* begin Records provided *

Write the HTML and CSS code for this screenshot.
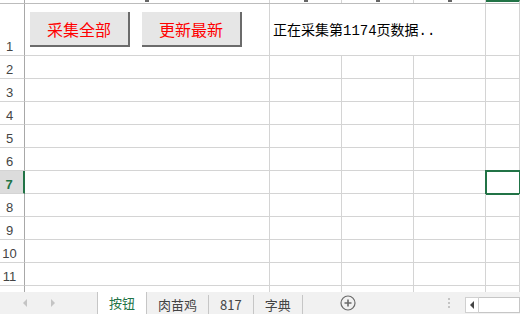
FILE: index.html
```html
<!DOCTYPE html>
<html lang="zh-CN">
<head>
    <meta charset="UTF-8">
    <title>采集</title>
    <link rel="stylesheet" href="styles.css">
</head>
<body>
    <div class="sheet">
        <div class="row colhead">
            <div class="rh"></div>
            <div class="ch"><span class="tick"></span></div>
            <div class="ch"><span class="tick"></span></div>
            <div class="ch"><span class="tick"></span></div>
            <div class="ch"><span class="tick"></span></div>
            <div class="ch ch-active"></div>
        </div>

        <div class="row row-first">
            <div class="rh">1</div>
            <div class="cell btn-cell">
                <button class="btn">采集全部</button>
                <button class="btn">更新最新</button>
            </div>
            <div class="cell status">正在采集第1174页数据..</div>
            <div class="cell"></div>
        </div>

        <div class="row"><div class="rh">2</div><div class="cell"></div><div class="cell"></div><div class="cell"></div><div class="cell"></div><div class="cell"></div></div>
        <div class="row"><div class="rh">3</div><div class="cell"></div><div class="cell"></div><div class="cell"></div><div class="cell"></div><div class="cell"></div></div>
        <div class="row"><div class="rh">4</div><div class="cell"></div><div class="cell"></div><div class="cell"></div><div class="cell"></div><div class="cell"></div></div>
        <div class="row"><div class="rh">5</div><div class="cell"></div><div class="cell"></div><div class="cell"></div><div class="cell"></div><div class="cell"></div></div>
        <div class="row"><div class="rh">6</div><div class="cell"></div><div class="cell"></div><div class="cell"></div><div class="cell"></div><div class="cell"></div></div>
        <div class="row"><div class="rh rh-active">7</div><div class="cell"></div><div class="cell"></div><div class="cell"></div><div class="cell"></div><div class="cell selected"></div></div>
        <div class="row"><div class="rh">8</div><div class="cell"></div><div class="cell"></div><div class="cell"></div><div class="cell"></div><div class="cell"></div></div>
        <div class="row"><div class="rh">9</div><div class="cell"></div><div class="cell"></div><div class="cell"></div><div class="cell"></div><div class="cell"></div></div>
        <div class="row"><div class="rh">10</div><div class="cell"></div><div class="cell"></div><div class="cell"></div><div class="cell"></div><div class="cell"></div></div>
        <div class="row"><div class="rh">11</div><div class="cell"></div><div class="cell"></div><div class="cell"></div><div class="cell"></div><div class="cell"></div></div>
        <div class="row row-partial"><div class="rh"></div><div class="cell"></div><div class="cell"></div><div class="cell"></div><div class="cell"></div><div class="cell"></div></div>

        <div class="tabbar">
            <div class="tab-nav">
                <span class="arrow arrow-left"></span>
                <span class="arrow arrow-right"></span>
            </div>
            <div class="tab tab-active">按钮</div>
            <div class="tab">肉苗鸡</div>
            <div class="tab">817</div>
            <div class="tab">字典</div>
            <div class="add-sheet">
                <svg width="16" height="16" viewBox="0 0 16 16">
                    <circle cx="8" cy="8" r="7" fill="none" stroke="#6a6a6a" stroke-width="1.2"/>
                    <path d="M8 4.5v7M4.5 8h7" stroke="#6a6a6a" stroke-width="1.6"/>
                </svg>
            </div>
            <div class="splitter">
                <span></span><span></span><span></span>
            </div>
            <div class="hscroll">
                <div class="scroll-btn"><span class="arrow-dark"></span></div>
                <div class="scroll-track"></div>
            </div>
        </div>
    </div>
</body>
</html>
```

FILE: styles.css
```css
body {
    margin: 0;
    width: 520px;
    height: 314px;
    overflow: hidden;
    background-color: white;
    font-family: "Liberation Sans", "Noto Sans CJK SC", sans-serif;
}

.sheet {
    display: flex;
    flex-direction: column;
    height: 314px;
}

.row {
    display: grid;
    grid-template-columns: 25px 245px 72px 72px 72px 1fr;
    height: 23px;
    flex-shrink: 0;
}

.row > div {
    box-sizing: border-box;
}

.colhead {
    height: 4px;
    border-bottom: 1px solid #bcbcbc;
    box-sizing: border-box;
    overflow: hidden;
}

.ch {
    border-right: 1px solid #d4d4d4;
}

.tick {
    display: block;
    width: 4px;
    height: 2px;
    margin: 0 auto;
    background-color: #666;
}

.ch-active {
    border-top: 2px solid #217346;
}

.colhead .rh {
    border-bottom: none;
}

.rh {
    display: flex;
    align-items: flex-end;
    justify-content: center;
    padding: 0 5px 1px 0;
    border-right: 1px solid #a8a8a8;
    border-bottom: 1px solid #d4d4d4;
    font-size: 13px;
    line-height: 14px;
    color: #444;
}

.rh-active {
    background-color: #dcdcdc;
    border-right: 2px solid #217346;
    color: #217346;
    font-weight: bold;
}

.cell {
    border-right: 1px solid #d4d4d4;
    border-bottom: 1px solid #d4d4d4;
}

.row-first {
    height: 52px;
}

.row-partial {
    height: 6px;
}

.row-partial .cell,
.row-partial .rh {
    border-bottom: none;
}

.btn-cell {
    display: flex;
    align-items: flex-start;
    gap: 12px;
    padding: 8px 0 0 5px;
}

.btn {
    width: 100px;
    height: 35px;
    padding: 0;
    box-sizing: border-box;
    background-color: #e6e6e6;
    border: none;
    border-right: 2px solid #6b6b6b;
    border-bottom: 2px solid #6b6b6b;
    color: #f00;
    font-family: "Noto Sans CJK SC", sans-serif;
    font-size: 16px;
    line-height: 20px;
}

.status {
    grid-column: span 3;
    padding: 19px 0 0 3px;
    white-space: nowrap;
    font-family: "Liberation Mono", "Noto Sans CJK SC", monospace;
    font-size: 14px;
    line-height: 16px;
    color: #000;
}

.selected {
    outline: 2px solid #217346;
    outline-offset: -1px;
}

.tabbar {
    display: flex;
    align-items: stretch;
    height: 22px;
    background-color: #f1f1f1;
    font-family: "Noto Sans CJK SC", sans-serif;
    font-size: 13px;
    color: #444;
}

.tab-nav {
    width: 97px;
    display: flex;
    align-items: center;
    padding-left: 23px;
    gap: 24px;
    box-sizing: border-box;
}

.arrow {
    width: 0;
    height: 0;
    border-top: 4px solid transparent;
    border-bottom: 4px solid transparent;
}

.arrow-left {
    border-right: 4px solid #c4c4c4;
}

.arrow-right {
    border-left: 4px solid #c4c4c4;
}

.tab {
    display: flex;
    align-items: center;
    padding: 0 11px;
    margin-top: 3px;
    border-right: 1px solid #c6c6c6;
    line-height: 16px;
}

.tab-active {
    margin-top: 0;
    background-color: white;
    border-left: 1px solid #c6c6c6;
    color: #217346;
}

.add-sheet {
    display: flex;
    align-items: center;
    margin-left: 37px;
}

.splitter {
    display: flex;
    flex-direction: column;
    justify-content: center;
    gap: 2px;
    margin-left: 92px;
}

.splitter span {
    width: 2px;
    height: 2px;
    background-color: #c4c4c4;
}

.hscroll {
    display: flex;
    align-items: stretch;
    margin: 5px 0 1px 15px;
    flex: 1;
}

.scroll-btn {
    width: 14px;
    display: flex;
    align-items: center;
    justify-content: center;
    background-color: white;
    border: 1px solid #d0d0d0;
    box-sizing: border-box;
}

.arrow-dark {
    width: 0;
    height: 0;
    border-top: 4px solid transparent;
    border-bottom: 4px solid transparent;
    border-right: 4px solid #444;
}

.scroll-track {
    flex: 1;
    background-color: white;
    border: 1px solid #c6c6c6;
    border-left: none;
}
```
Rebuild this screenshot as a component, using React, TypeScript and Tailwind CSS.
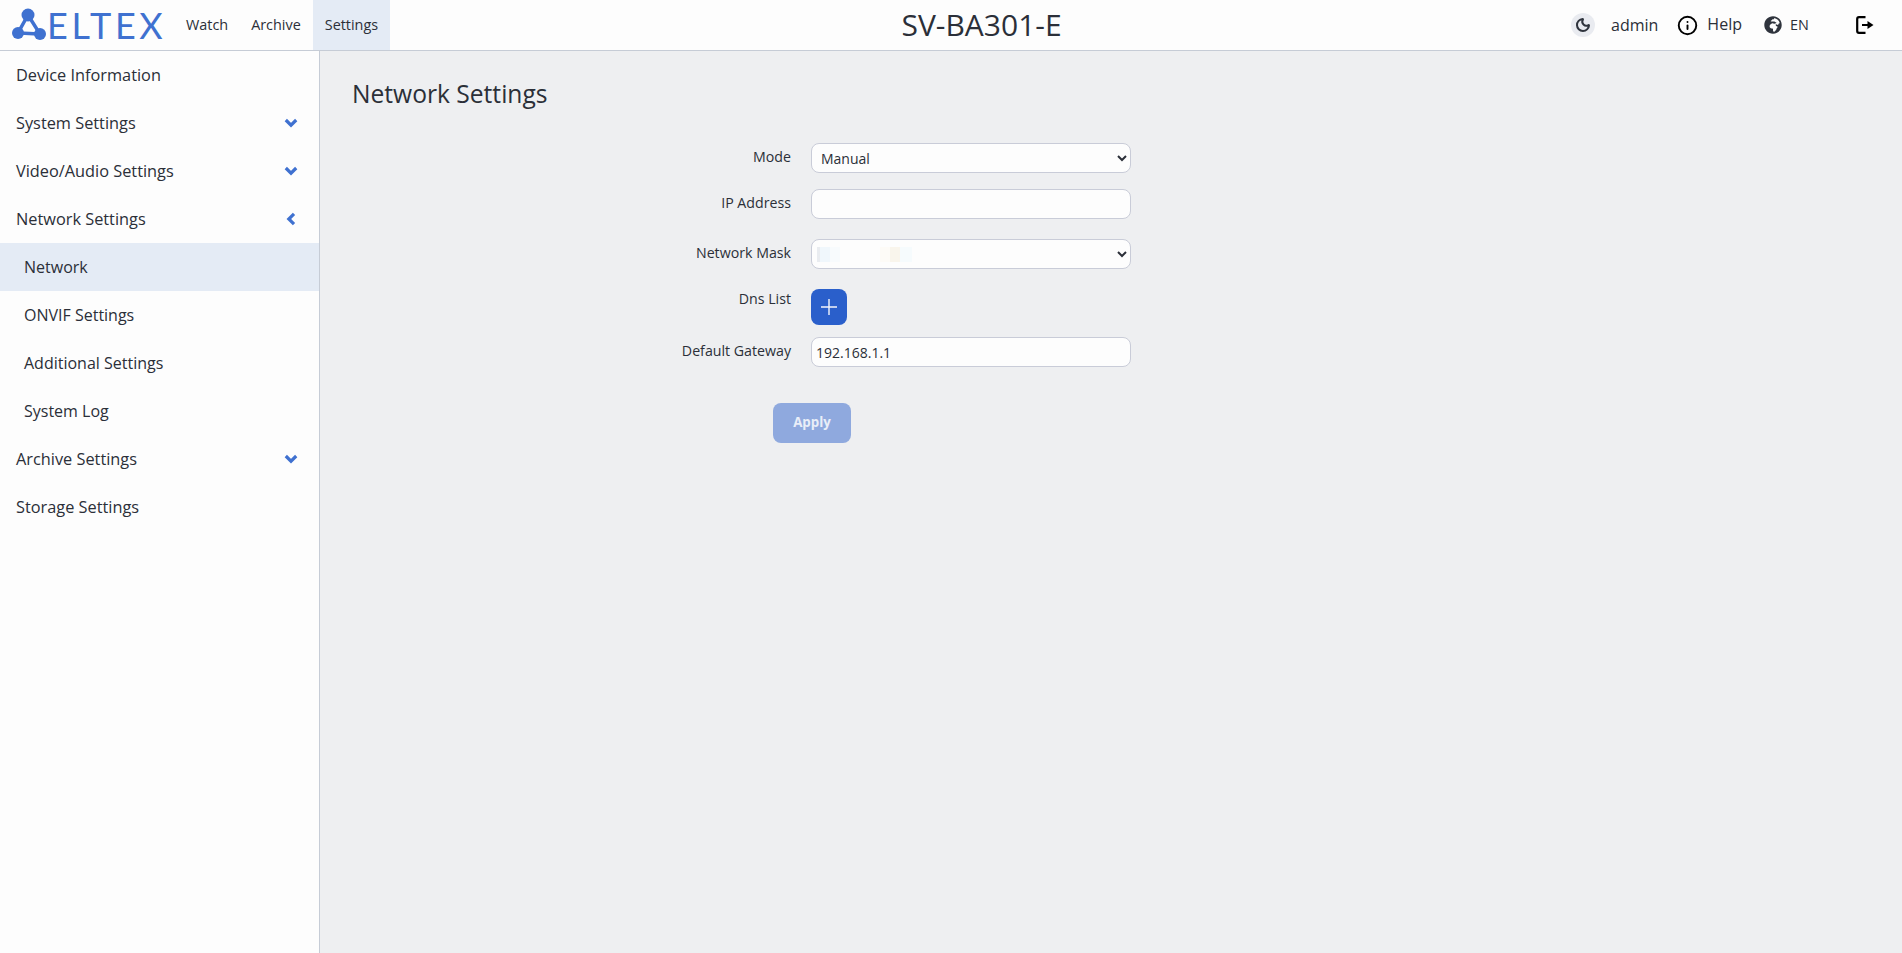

* end Records provided *

Quote the listing above in full, except for the pictures.

Write the HTML and CSS code for this screenshot.
FILE: index.html
```html
<!DOCTYPE html>
<html lang="zh-CN">
<head>
    <meta charset="UTF-8">
    <title>采集</title>
    <link rel="stylesheet" href="styles.css">
</head>
<body>
    <div class="sheet">
        <div class="row colhead">
            <div class="rh"></div>
            <div class="ch"><span class="tick"></span></div>
            <div class="ch"><span class="tick"></span></div>
            <div class="ch"><span class="tick"></span></div>
            <div class="ch"><span class="tick"></span></div>
            <div class="ch ch-active"></div>
        </div>

        <div class="row row-first">
            <div class="rh">1</div>
            <div class="cell btn-cell">
                <button class="btn">采集全部</button>
                <button class="btn">更新最新</button>
            </div>
            <div class="cell status">正在采集第1174页数据..</div>
            <div class="cell"></div>
        </div>

        <div class="row"><div class="rh">2</div><div class="cell"></div><div class="cell"></div><div class="cell"></div><div class="cell"></div><div class="cell"></div></div>
        <div class="row"><div class="rh">3</div><div class="cell"></div><div class="cell"></div><div class="cell"></div><div class="cell"></div><div class="cell"></div></div>
        <div class="row"><div class="rh">4</div><div class="cell"></div><div class="cell"></div><div class="cell"></div><div class="cell"></div><div class="cell"></div></div>
        <div class="row"><div class="rh">5</div><div class="cell"></div><div class="cell"></div><div class="cell"></div><div class="cell"></div><div class="cell"></div></div>
        <div class="row"><div class="rh">6</div><div class="cell"></div><div class="cell"></div><div class="cell"></div><div class="cell"></div><div class="cell"></div></div>
        <div class="row"><div class="rh rh-active">7</div><div class="cell"></div><div class="cell"></div><div class="cell"></div><div class="cell"></div><div class="cell selected"></div></div>
        <div class="row"><div class="rh">8</div><div class="cell"></div><div class="cell"></div><div class="cell"></div><div class="cell"></div><div class="cell"></div></div>
        <div class="row"><div class="rh">9</div><div class="cell"></div><div class="cell"></div><div class="cell"></div><div class="cell"></div><div class="cell"></div></div>
        <div class="row"><div class="rh">10</div><div class="cell"></div><div class="cell"></div><div class="cell"></div><div class="cell"></div><div class="cell"></div></div>
        <div class="row"><div class="rh">11</div><div class="cell"></div><div class="cell"></div><div class="cell"></div><div class="cell"></div><div class="cell"></div></div>
        <div class="row row-partial"><div class="rh"></div><div class="cell"></div><div class="cell"></div><div class="cell"></div><div class="cell"></div><div class="cell"></div></div>

        <div class="tabbar">
            <div class="tab-nav">
                <span class="arrow arrow-left"></span>
                <span class="arrow arrow-right"></span>
            </div>
            <div class="tab tab-active">按钮</div>
            <div class="tab">肉苗鸡</div>
            <div class="tab">817</div>
            <div class="tab">字典</div>
            <div class="add-sheet">
                <svg width="16" height="16" viewBox="0 0 16 16">
                    <circle cx="8" cy="8" r="7" fill="none" stroke="#6a6a6a" stroke-width="1.2"/>
                    <path d="M8 4.5v7M4.5 8h7" stroke="#6a6a6a" stroke-width="1.6"/>
                </svg>
            </div>
            <div class="splitter">
                <span></span><span></span><span></span>
            </div>
            <div class="hscroll">
                <div class="scroll-btn"><span class="arrow-dark"></span></div>
                <div class="scroll-track"></div>
            </div>
        </div>
    </div>
</body>
</html>
```

FILE: styles.css
```css
body {
    margin: 0;
    width: 520px;
    height: 314px;
    overflow: hidden;
    background-color: white;
    font-family: "Liberation Sans", "Noto Sans CJK SC", sans-serif;
}

.sheet {
    display: flex;
    flex-direction: column;
    height: 314px;
}

.row {
    display: grid;
    grid-template-columns: 25px 245px 72px 72px 72px 1fr;
    height: 23px;
    flex-shrink: 0;
}

.row > div {
    box-sizing: border-box;
}

.colhead {
    height: 4px;
    border-bottom: 1px solid #bcbcbc;
    box-sizing: border-box;
    overflow: hidden;
}

.ch {
    border-right: 1px solid #d4d4d4;
}

.tick {
    display: block;
    width: 4px;
    height: 2px;
    margin: 0 auto;
    background-color: #666;
}

.ch-active {
    border-top: 2px solid #217346;
}

.colhead .rh {
    border-bottom: none;
}

.rh {
    display: flex;
    align-items: flex-end;
    justify-content: center;
    padding: 0 5px 1px 0;
    border-right: 1px solid #a8a8a8;
    border-bottom: 1px solid #d4d4d4;
    font-size: 13px;
    line-height: 14px;
    color: #444;
}

.rh-active {
    background-color: #dcdcdc;
    border-right: 2px solid #217346;
    color: #217346;
    font-weight: bold;
}

.cell {
    border-right: 1px solid #d4d4d4;
    border-bottom: 1px solid #d4d4d4;
}

.row-first {
    height: 52px;
}

.row-partial {
    height: 6px;
}

.row-partial .cell,
.row-partial .rh {
    border-bottom: none;
}

.btn-cell {
    display: flex;
    align-items: flex-start;
    gap: 12px;
    padding: 8px 0 0 5px;
}

.btn {
    width: 100px;
    height: 35px;
    padding: 0;
    box-sizing: border-box;
    background-color: #e6e6e6;
    border: none;
    border-right: 2px solid #6b6b6b;
    border-bottom: 2px solid #6b6b6b;
    color: #f00;
    font-family: "Noto Sans CJK SC", sans-serif;
    font-size: 16px;
    line-height: 20px;
}

.status {
    grid-column: span 3;
    padding: 19px 0 0 3px;
    white-space: nowrap;
    font-family: "Liberation Mono", "Noto Sans CJK SC", monospace;
    font-size: 14px;
    line-height: 16px;
    color: #000;
}

.selected {
    outline: 2px solid #217346;
    outline-offset: -1px;
}

.tabbar {
    display: flex;
    align-items: stretch;
    height: 22px;
    background-color: #f1f1f1;
    font-family: "Noto Sans CJK SC", sans-serif;
    font-size: 13px;
    color: #444;
}

.tab-nav {
    width: 97px;
    display: flex;
    align-items: center;
    padding-left: 23px;
    gap: 24px;
    box-sizing: border-box;
}

.arrow {
    width: 0;
    height: 0;
    border-top: 4px solid transparent;
    border-bottom: 4px solid transparent;
}

.arrow-left {
    border-right: 4px solid #c4c4c4;
}

.arrow-right {
    border-left: 4px solid #c4c4c4;
}

.tab {
    display: flex;
    align-items: center;
    padding: 0 11px;
    margin-top: 3px;
    border-right: 1px solid #c6c6c6;
    line-height: 16px;
}

.tab-active {
    margin-top: 0;
    background-color: white;
    border-left: 1px solid #c6c6c6;
    color: #217346;
}

.add-sheet {
    display: flex;
    align-items: center;
    margin-left: 37px;
}

.splitter {
    display: flex;
    flex-direction: column;
    justify-content: center;
    gap: 2px;
    margin-left: 92px;
}

.splitter span {
    width: 2px;
    height: 2px;
    background-color: #c4c4c4;
}

.hscroll {
    display: flex;
    align-items: stretch;
    margin: 5px 0 1px 15px;
    flex: 1;
}

.scroll-btn {
    width: 14px;
    display: flex;
    align-items: center;
    justify-content: center;
    background-color: white;
    border: 1px solid #d0d0d0;
    box-sizing: border-box;
}

.arrow-dark {
    width: 0;
    height: 0;
    border-top: 4px solid transparent;
    border-bottom: 4px solid transparent;
    border-right: 4px solid #444;
}

.scroll-track {
    flex: 1;
    background-color: white;
    border: 1px solid #c6c6c6;
    border-left: none;
}
```
Rebuild this screenshot as a component, using React, TypeScript and Tailwind CSS.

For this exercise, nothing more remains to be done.